Kristen Stewart has always had a reputation of lacking emotion but a series of indie film performances have begun to prove this otherwise. One of these films was the recent drama, Personal Shopper. It recently released near me so I decided to see it and I’m glad I did.
Synopsis: By day, American in Paris Maureen works as a personal shopper, motor-biking around the city buying up deluxe couture for a jet-setting celebrity client. By night, she attempts to channel the spirits of the dead, hoping to make contact with her recently deceased twin brother. When Maureen begins receiving a series of chilling, increasingly sinister text messages, it seems she may have made contact—but with whom? And what do they want? (Mongrel Media)
Starring: Kristen Stewart, Lars Eidinger, and Sigrid Bouaziz
Writer: Olivier Assayas
Director: Olivier Assayas
Running Time: 105mins
Watching this film surely was a test in patience as its first third goes in multiple directions, following an American woman in Paris named Maureen (Stewart). Once things became clearer, the film improved. The title of the film is Personal Shopper because Maureen is a personal shopper (the title did this film a great disservice in my opinion) for a celebrity client. When she wasn’t working, she was trying to make contact with her deceased twin medium brother named Lewis.
Supernatural elements played a large part in the film as a way to discuss the ideas of grief and loss (similar to The Babadook) although it never went overboard. Maureen had been in Paris as she and her brother shared the same heart condition and they had promised to contact the other once one of them died. While she was waiting for any sign of her brother, she had been growing restless, not getting anything for months.
Maureen was not ready to give up just yet and over that time, she had grown tired of her life and her job with her obsession also taking a toll on her relationship with her boyfriend Gary (Ty Olwin).

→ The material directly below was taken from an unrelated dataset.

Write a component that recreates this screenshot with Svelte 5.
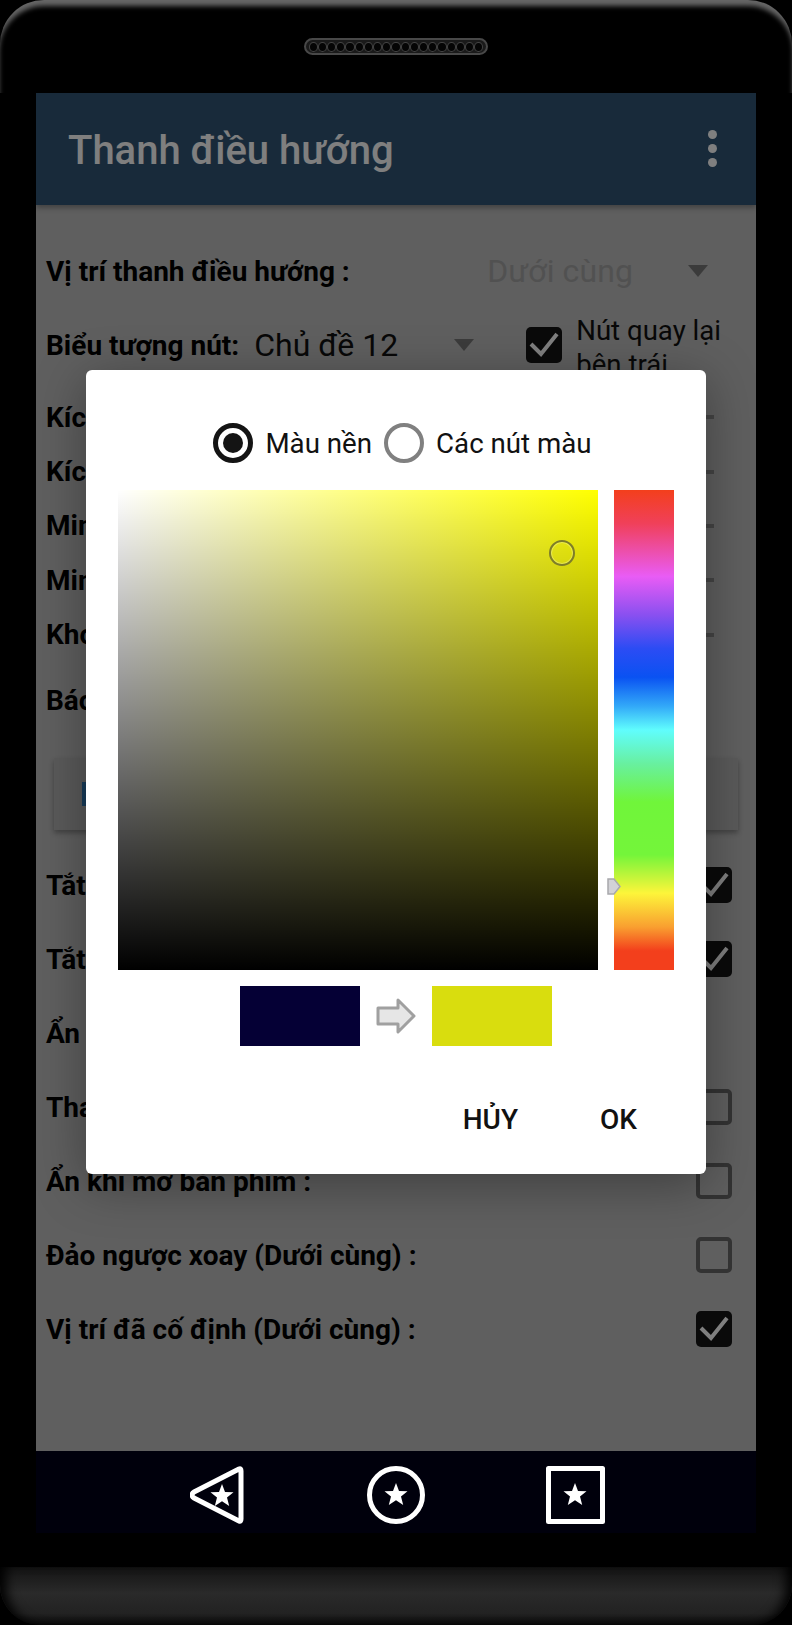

She was not ready to move on as those around her, including Lewis’ girlfriend Lara (Bouaziz), were trying to convince her otherwise.
Manifestations of spirits were represented using typical horror tropes such as strange sounds or things moving on their own. They don’t seem like much, however, but suspense came from not knowing if she was communicating with Lewis or some other unknown spirit. The rest of Maureen’s life wasn’t nearly as interesting with the saving grace being that you couldn’t help to get the feeling that something was following her around that may be her brother or something or someone completely different.
The most compelling section of the film had to be a back and forth, unsettling, texting sequence between Maureen and some unknown person. Again, this didn’t seem like much on paper but this was an opportunity to continue exploring the supernatural. What started off as fear turned into fascination, looking for answers to her unsatisfying life. While this was definitely uncomfortable to watch at times, Maureen learned more about herself and became empowered as a result thus overcoming her fear of the forbidden which she believed held her back.
The film had a tendency to be a little too subdued for long stretches of time with Stewart making it bearable. Being in the majority of the film, she carries it with her presence alone. A big knock against her is that she was never the best with emotions but that was not the case here. She was excellent to watch here, giving a nuanced, layered performance of a woman dealing with the grief over losing a brother while still dealing with everything else around her. Great camera work through a series of close up shots assisted her performance in capturing her surprising range of emotions and various body language, most notably during the texting sequence. In another actress’ hands, it would probably have gone much differently.
Overall, this was a powerful and suspenseful drama, dealing with loss and grief in a different and sometimes unsettling way, full of haunting spiritual imagery. While it could have gone in a more boring direction, it is elevated by Stewart’s excellent and surprisingly emotional performance.